◆ **Aim**
Do not copy the pictures; transcribe all other material exactly.
— Begin —
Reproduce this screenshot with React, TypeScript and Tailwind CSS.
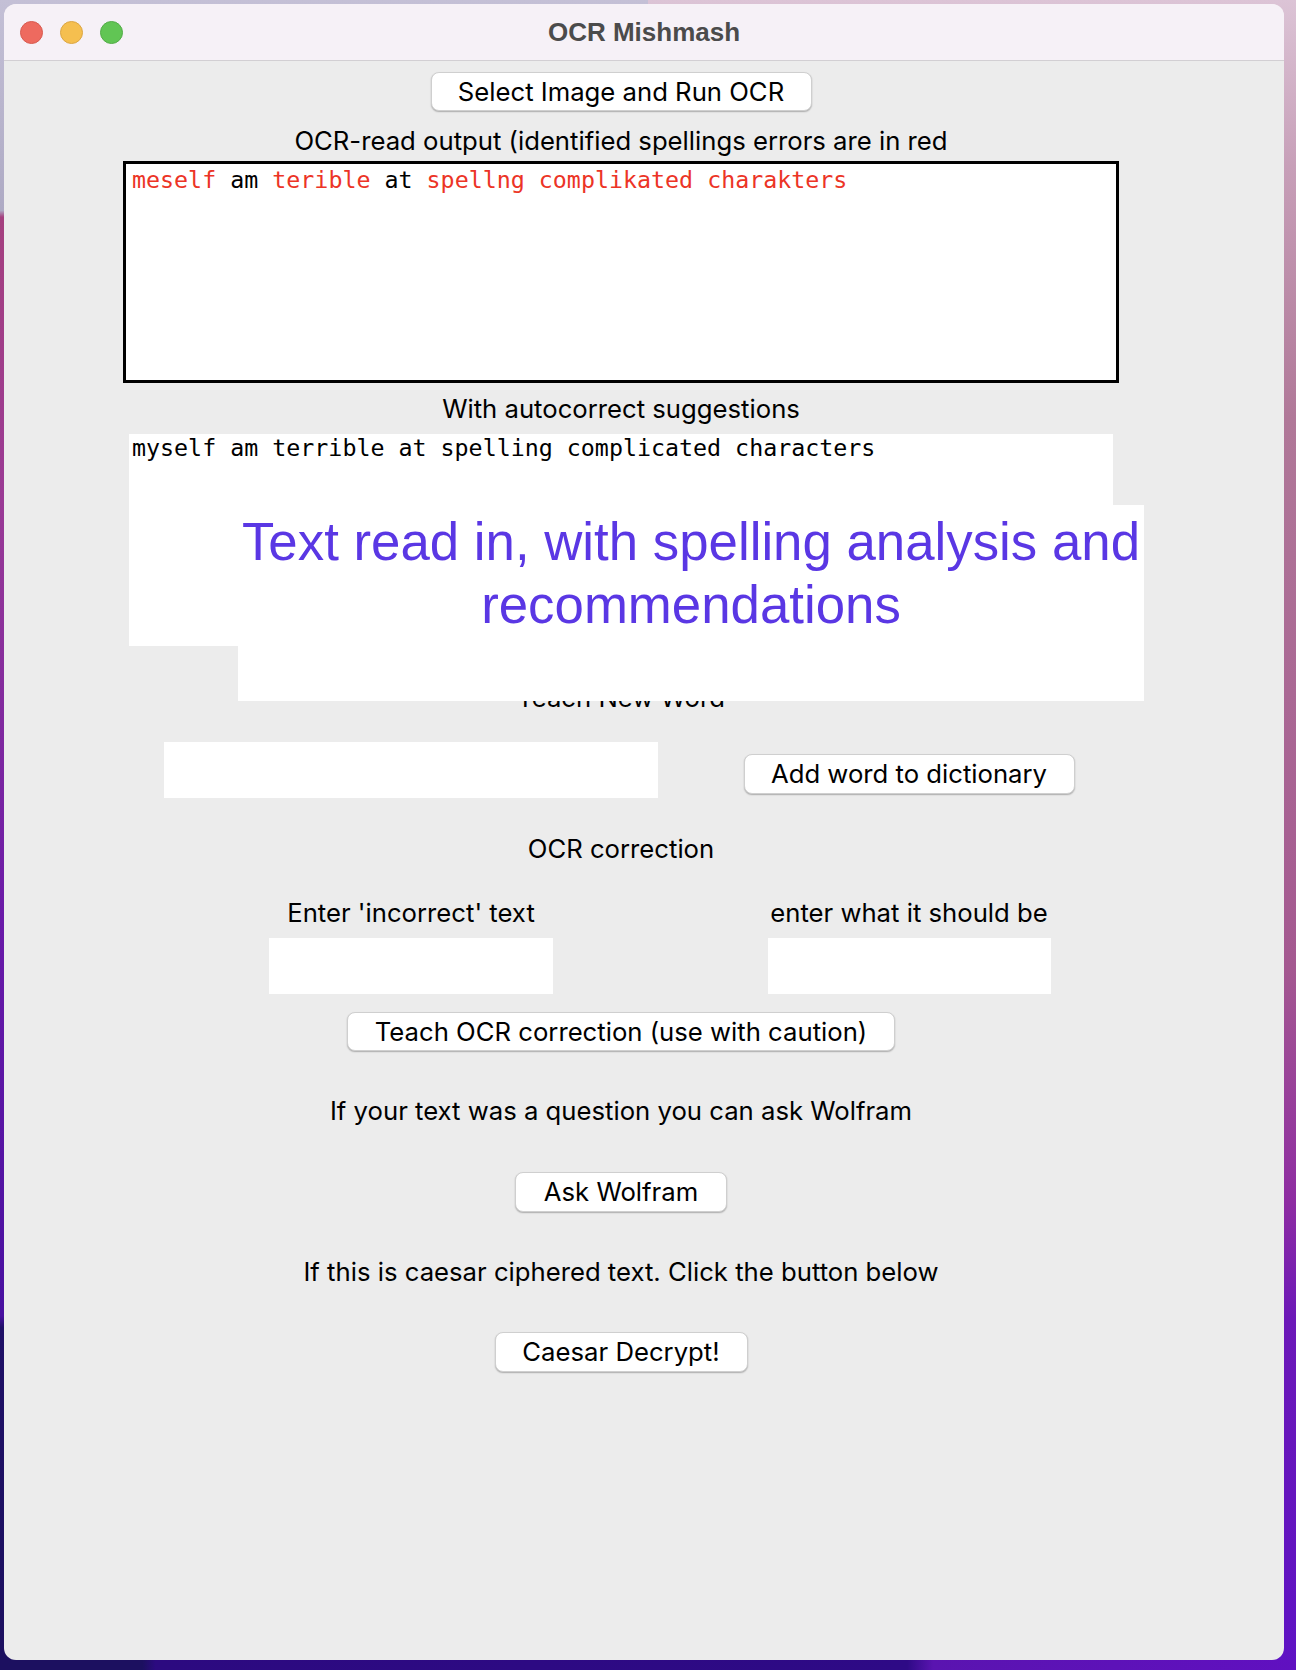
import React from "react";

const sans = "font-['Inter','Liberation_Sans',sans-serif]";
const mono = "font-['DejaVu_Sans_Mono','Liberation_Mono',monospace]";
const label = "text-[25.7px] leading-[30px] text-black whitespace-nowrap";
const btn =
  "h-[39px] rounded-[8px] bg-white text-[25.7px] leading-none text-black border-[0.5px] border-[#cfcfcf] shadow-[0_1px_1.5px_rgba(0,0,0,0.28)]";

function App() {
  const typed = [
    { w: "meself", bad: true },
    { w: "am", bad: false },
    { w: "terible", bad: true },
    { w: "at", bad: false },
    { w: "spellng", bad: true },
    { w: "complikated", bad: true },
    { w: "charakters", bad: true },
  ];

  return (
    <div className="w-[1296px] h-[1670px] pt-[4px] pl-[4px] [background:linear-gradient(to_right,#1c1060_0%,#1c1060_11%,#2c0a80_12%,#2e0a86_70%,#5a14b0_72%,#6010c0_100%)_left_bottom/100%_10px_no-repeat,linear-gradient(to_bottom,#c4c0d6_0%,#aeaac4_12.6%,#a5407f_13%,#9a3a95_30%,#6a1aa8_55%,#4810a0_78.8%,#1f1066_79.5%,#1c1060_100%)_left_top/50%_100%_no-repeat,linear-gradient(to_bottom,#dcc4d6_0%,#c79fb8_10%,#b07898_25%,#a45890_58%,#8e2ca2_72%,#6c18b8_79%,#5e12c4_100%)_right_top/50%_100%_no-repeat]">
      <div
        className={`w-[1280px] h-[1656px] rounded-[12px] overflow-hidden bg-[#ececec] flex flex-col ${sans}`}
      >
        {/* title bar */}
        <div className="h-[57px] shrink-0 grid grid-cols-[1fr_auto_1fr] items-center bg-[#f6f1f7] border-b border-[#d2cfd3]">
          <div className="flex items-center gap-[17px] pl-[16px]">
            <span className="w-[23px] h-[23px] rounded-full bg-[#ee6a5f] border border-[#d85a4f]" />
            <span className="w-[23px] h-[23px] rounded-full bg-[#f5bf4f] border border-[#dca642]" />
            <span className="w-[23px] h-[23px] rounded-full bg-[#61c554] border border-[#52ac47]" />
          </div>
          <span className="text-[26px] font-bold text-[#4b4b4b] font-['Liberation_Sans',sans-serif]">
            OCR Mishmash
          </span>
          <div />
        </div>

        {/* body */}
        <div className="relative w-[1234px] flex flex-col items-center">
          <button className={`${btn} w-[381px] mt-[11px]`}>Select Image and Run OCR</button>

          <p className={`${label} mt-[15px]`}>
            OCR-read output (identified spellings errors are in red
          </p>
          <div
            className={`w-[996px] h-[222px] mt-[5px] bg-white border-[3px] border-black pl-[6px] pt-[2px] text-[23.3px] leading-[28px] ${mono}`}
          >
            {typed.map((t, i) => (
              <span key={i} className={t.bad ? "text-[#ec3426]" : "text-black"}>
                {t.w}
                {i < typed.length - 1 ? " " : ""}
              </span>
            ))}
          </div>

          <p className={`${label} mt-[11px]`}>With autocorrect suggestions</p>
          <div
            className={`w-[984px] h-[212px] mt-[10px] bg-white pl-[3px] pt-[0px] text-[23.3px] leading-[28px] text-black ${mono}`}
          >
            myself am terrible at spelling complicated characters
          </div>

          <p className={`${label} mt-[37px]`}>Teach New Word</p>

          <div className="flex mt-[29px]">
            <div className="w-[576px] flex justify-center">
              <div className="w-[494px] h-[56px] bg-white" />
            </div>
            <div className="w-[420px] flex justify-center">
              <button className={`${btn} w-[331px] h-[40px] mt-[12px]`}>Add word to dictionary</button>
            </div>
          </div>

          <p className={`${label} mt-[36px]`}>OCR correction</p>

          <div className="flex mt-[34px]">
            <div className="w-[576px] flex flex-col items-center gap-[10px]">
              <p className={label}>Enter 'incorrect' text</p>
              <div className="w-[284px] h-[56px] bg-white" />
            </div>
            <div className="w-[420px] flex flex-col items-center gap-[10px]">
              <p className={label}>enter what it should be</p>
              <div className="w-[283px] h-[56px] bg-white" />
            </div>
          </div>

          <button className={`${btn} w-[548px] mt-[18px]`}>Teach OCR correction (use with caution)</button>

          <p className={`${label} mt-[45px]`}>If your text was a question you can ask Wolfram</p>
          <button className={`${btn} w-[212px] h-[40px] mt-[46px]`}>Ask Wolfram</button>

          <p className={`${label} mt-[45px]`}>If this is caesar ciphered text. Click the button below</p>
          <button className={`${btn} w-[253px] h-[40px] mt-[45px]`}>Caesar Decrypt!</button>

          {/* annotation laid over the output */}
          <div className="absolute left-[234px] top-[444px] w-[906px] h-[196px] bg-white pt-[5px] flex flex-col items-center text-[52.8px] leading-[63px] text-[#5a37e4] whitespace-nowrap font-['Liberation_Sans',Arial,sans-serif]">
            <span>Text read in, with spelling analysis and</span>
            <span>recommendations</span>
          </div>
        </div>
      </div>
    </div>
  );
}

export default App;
— End —
◆ **Exercise result**
Reproduce this screenshot with React, TypeScript and Tailwind CSS.
import React from "react";

const sans = "font-['Inter','Liberation_Sans',sans-serif]";
const mono = "font-['DejaVu_Sans_Mono','Liberation_Mono',monospace]";
const label = "text-[25.7px] leading-[30px] text-black whitespace-nowrap";
const btn =
  "h-[39px] rounded-[8px] bg-white text-[25.7px] leading-none text-black border-[0.5px] border-[#cfcfcf] shadow-[0_1px_1.5px_rgba(0,0,0,0.28)]";

function App() {
  const typed = [
    { w: "meself", bad: true },
    { w: "am", bad: false },
    { w: "terible", bad: true },
    { w: "at", bad: false },
    { w: "spellng", bad: true },
    { w: "complikated", bad: true },
    { w: "charakters", bad: true },
  ];

  return (
    <div className="w-[1296px] h-[1670px] pt-[4px] pl-[4px] [background:linear-gradient(to_right,#1c1060_0%,#1c1060_11%,#2c0a80_12%,#2e0a86_70%,#5a14b0_72%,#6010c0_100%)_left_bottom/100%_10px_no-repeat,linear-gradient(to_bottom,#c4c0d6_0%,#aeaac4_12.6%,#a5407f_13%,#9a3a95_30%,#6a1aa8_55%,#4810a0_78.8%,#1f1066_79.5%,#1c1060_100%)_left_top/50%_100%_no-repeat,linear-gradient(to_bottom,#dcc4d6_0%,#c79fb8_10%,#b07898_25%,#a45890_58%,#8e2ca2_72%,#6c18b8_79%,#5e12c4_100%)_right_top/50%_100%_no-repeat]">
      <div
        className={`w-[1280px] h-[1656px] rounded-[12px] overflow-hidden bg-[#ececec] flex flex-col ${sans}`}
      >
        {/* title bar */}
        <div className="h-[57px] shrink-0 grid grid-cols-[1fr_auto_1fr] items-center bg-[#f6f1f7] border-b border-[#d2cfd3]">
          <div className="flex items-center gap-[17px] pl-[16px]">
            <span className="w-[23px] h-[23px] rounded-full bg-[#ee6a5f] border border-[#d85a4f]" />
            <span className="w-[23px] h-[23px] rounded-full bg-[#f5bf4f] border border-[#dca642]" />
            <span className="w-[23px] h-[23px] rounded-full bg-[#61c554] border border-[#52ac47]" />
          </div>
          <span className="text-[26px] font-bold text-[#4b4b4b] font-['Liberation_Sans',sans-serif]">
            OCR Mishmash
          </span>
          <div />
        </div>

        {/* body */}
        <div className="relative w-[1234px] flex flex-col items-center">
          <button className={`${btn} w-[381px] mt-[11px]`}>Select Image and Run OCR</button>

          <p className={`${label} mt-[15px]`}>
            OCR-read output (identified spellings errors are in red
          </p>
          <div
            className={`w-[996px] h-[222px] mt-[5px] bg-white border-[3px] border-black pl-[6px] pt-[2px] text-[23.3px] leading-[28px] ${mono}`}
          >
            {typed.map((t, i) => (
              <span key={i} className={t.bad ? "text-[#ec3426]" : "text-black"}>
                {t.w}
                {i < typed.length - 1 ? " " : ""}
              </span>
            ))}
          </div>

          <p className={`${label} mt-[11px]`}>With autocorrect suggestions</p>
          <div
            className={`w-[984px] h-[212px] mt-[10px] bg-white pl-[3px] pt-[0px] text-[23.3px] leading-[28px] text-black ${mono}`}
          >
            myself am terrible at spelling complicated characters
          </div>

          <p className={`${label} mt-[37px]`}>Teach New Word</p>

          <div className="flex mt-[29px]">
            <div className="w-[576px] flex justify-center">
              <div className="w-[494px] h-[56px] bg-white" />
            </div>
            <div className="w-[420px] flex justify-center">
              <button className={`${btn} w-[331px] h-[40px] mt-[12px]`}>Add word to dictionary</button>
            </div>
          </div>

          <p className={`${label} mt-[36px]`}>OCR correction</p>

          <div className="flex mt-[34px]">
            <div className="w-[576px] flex flex-col items-center gap-[10px]">
              <p className={label}>Enter 'incorrect' text</p>
              <div className="w-[284px] h-[56px] bg-white" />
            </div>
            <div className="w-[420px] flex flex-col items-center gap-[10px]">
              <p className={label}>enter what it should be</p>
              <div className="w-[283px] h-[56px] bg-white" />
            </div>
          </div>

          <button className={`${btn} w-[548px] mt-[18px]`}>Teach OCR correction (use with caution)</button>

          <p className={`${label} mt-[45px]`}>If your text was a question you can ask Wolfram</p>
          <button className={`${btn} w-[212px] h-[40px] mt-[46px]`}>Ask Wolfram</button>

          <p className={`${label} mt-[45px]`}>If this is caesar ciphered text. Click the button below</p>
          <button className={`${btn} w-[253px] h-[40px] mt-[45px]`}>Caesar Decrypt!</button>

          {/* annotation laid over the output */}
          <div className="absolute left-[234px] top-[444px] w-[906px] h-[196px] bg-white pt-[5px] flex flex-col items-center text-[52.8px] leading-[63px] text-[#5a37e4] whitespace-nowrap font-['Liberation_Sans',Arial,sans-serif]">
            <span>Text read in, with spelling analysis and</span>
            <span>recommendations</span>
          </div>
        </div>
      </div>
    </div>
  );
}

export default App;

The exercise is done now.